Heinrich, oder auch Chaskel Feuwel, Fallmann wurde am 9. Februar 1900, in Dukla/Krosno/Galizien, heute Polen, geboren. Seit Mai 1920 lebte er in Mülheim an der Ruhr. Am 31. Dezember 1929 heiratete er Itta Rumstein, geboren am 16. Dezember 1899 in Nürnberg. Das Paar hatte zwei Töchter. Von 1918 bis 1933 arbeitete Heinrich als Reisender in dem Abzahlungsgeschäft seines Bruders Isaak an der Hindenburgstraße. Isaak Fallmann emigrierte bereits 1933, woraufhin sich Heinrich 1933 selbständig machte. Er gab das Geschäft in der Hindenburgstraße auf und arbeitete von seiner Wohnung in der Althofstraße 48 aus. Heinrich war Kaufmann in einer Weiß- und Wollwarenhandlung. Er nahm Bestellungen von Kunden in Mülheim und Umgebung auf und ließ die Kunden dann direkt von den Großhändlern beliefern. Auf Grund des Boykotts jüdischer Geschäfte musste Heinrich starke finanzielle Einbußen hinnehmen. 1938 hatte sein Geschäft einen Gewerbeertrag von 900 Reichsmark.
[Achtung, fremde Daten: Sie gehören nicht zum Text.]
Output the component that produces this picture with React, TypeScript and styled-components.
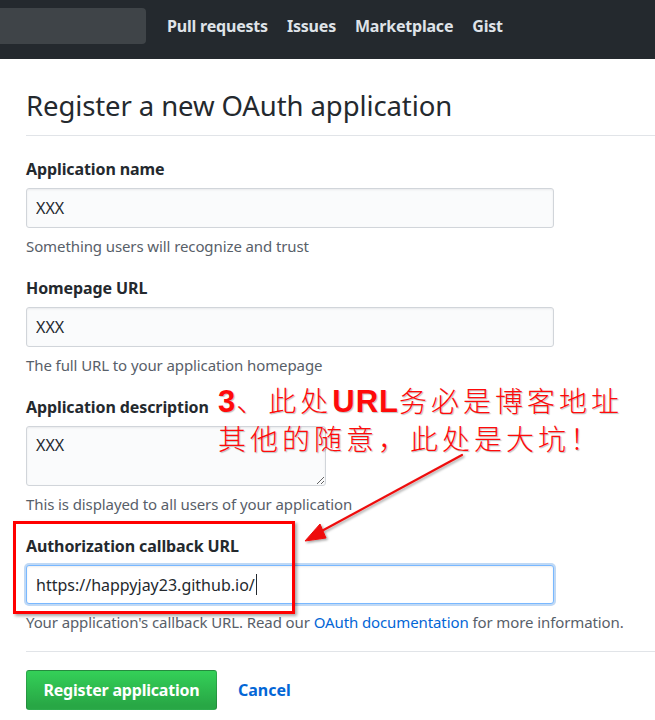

Während der Reichspogromnacht am 9. November 1938 wurde die Wohnung der Familie in der Althofstraße 48 zerstört. Fünf Nationalsozialisten drangen mit „Hacken“ in die Wohnung ein und zerstörten die gesamte Einrichtung. Sie zerschlugen Möbel und Geschirr, zerschnitten Teppiche, Möbelbezüge und das gesamte Bettzeug. Am 17. November 1938 wurde Heinrich Fallmann von der Gestapo abgeholt und als Häftling Nr. 300012 in das Konzentrationslager Dachau deportiert. Zur weiteren Erniedrigung wurde Itta Fallmann von der Mülheimer Polizei zum Aufräumen der Wohnung gezwungen. Erst nachdem Itta Fallmann sich verpflichtete auszuwandern, wurde Heinrich am 6. Dezember 1938 aus dem Konzentrationslager Dachau entlassen. Er hatte die Auflage, sich zweimal täglich bei der Polizei zu melden. 

Ostern 1937 wurde eine der Töchter eingeschult. Sie besuchte seit April 1938 die Volksschule, wurde aber im November 1938 vom Schulbesuch ausgeschlossen. Sie beschrieb später eine große Unzufriedenheit, weil sie immer in der letzten Bank sitzen musste und sie von Mitschülern mit Steinen beworfen wurde. Auf Grund dieser Vorkommnisse traf die Familie den Entschluss, Deutschland zu verlassen. Im März 1939 kaufte Heinrich für 1.000 Reichsmark Fahrkarten der 3. Klasse bei der Holland-Amerika-Linie von Düsseldorf nach New York. Da sich die Verhältnisse für Juden in Deutschland immer weiter zuspitzten, verzögerte sich die Ausreise der Familie und sie konnten die Überfahrt nach Amerika nicht antreten. Im Frühjahr 1939 schickten die Eltern die Töchter zu Verwandten nach Amsterdam. Die Eltern selbst flohen zunächst nach Antwerpen in Belgien, wohin sie die Töchter später nachholten. Durch das weitere Vordringen der deutschen Truppen war die Familie gezwungen, im Mai 1940 weiter nach Frankreich zu fliehen. Im September 1942 wurde Heinrich dort verhaftet und über das Lager Les Milles in das Sammellager in Drancy bei Paris gebracht. Von dort wurde er am 7. September 1942 nach Auschwitz deportiert, von wo aus er nicht zurückkehren sollte. Er wurde am 8. Mai 1945 für tot erklärt.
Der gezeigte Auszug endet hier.